Word is beginning to spread about Eireball. This year, an American couple called Liz and Tim travelled from England to take part. They heard about the run thanks to a chance encounter at VW event on the Isle of Man. Louie O’Callaghan met Tim and Liz while they were looking at an unusual breed of sheep grazing near them and she mentioned a charity run around Ireland. Liz instantly said, “We’ll do it!” They immediately recognised the opportunity to explore Ireland in a unique and authentic way. Spending a week with Irish people in some of the most beautiful parts of the country seemed an ideal holiday for them. Liz says: “There were so many highlights it’s hard to choose just one. We loved the pub at Camp and the Irish music scene. It was the Ireland you see in the movies, only for real. Most of all, it was great to find ourselves off the beaten path and in the company of such open-hearted and fun-loving people.” She continues: “Although most of the other participants knew each other, we instantly felt we were part of the club. We came as strangers and left with a dozen good Irish friends.
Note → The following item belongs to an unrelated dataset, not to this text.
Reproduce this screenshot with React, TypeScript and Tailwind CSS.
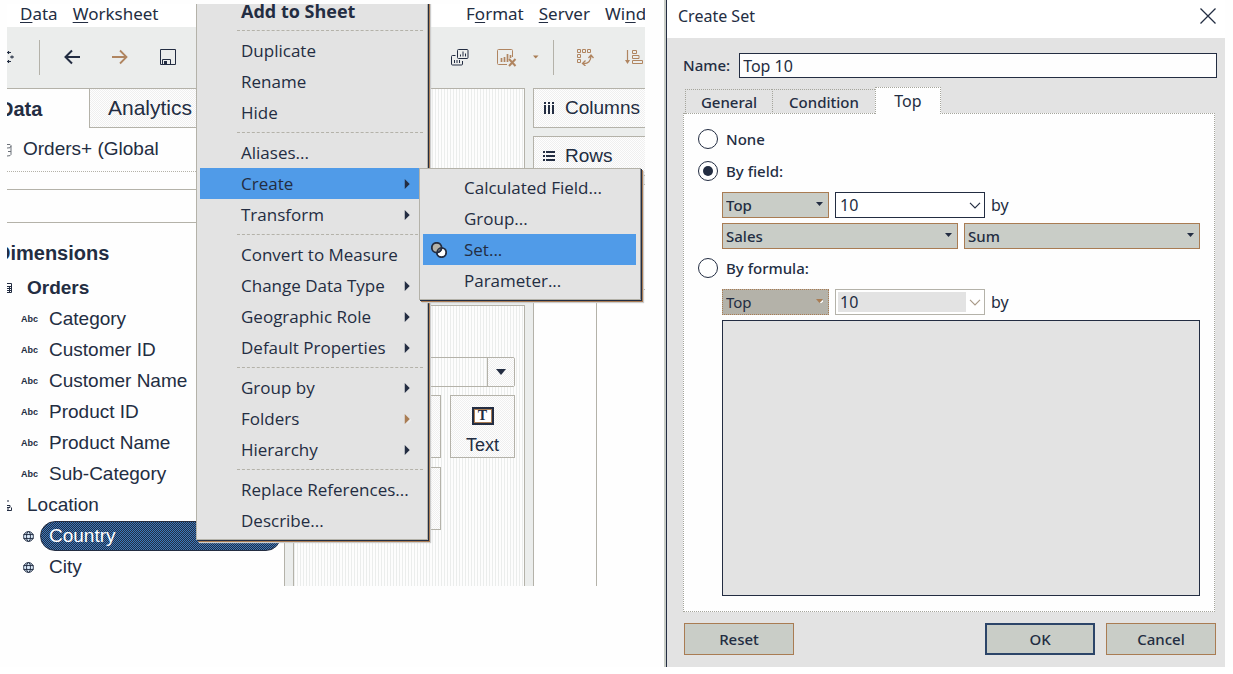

Travel doesn’t get any better than that.”
And that is the real allure of the Eireball – the friendships forged by the shared experience, the camaraderie that gets you to the next destination. Waking up in the morning knowing that another day on the road lies ahead with wit on the CBs, VWs in front of and behind you, stories and laughter around the fire upon arrival. That it has raised over €30,000 for charities in the first three years is a bonus, an incentive to get on the road but that isn’t why people keep coming back. People and their vans have travelled over from the UK year after year because they’re afraid they’ll miss out on the fun! After all, reading about it afterwards just isn’t the same as living it.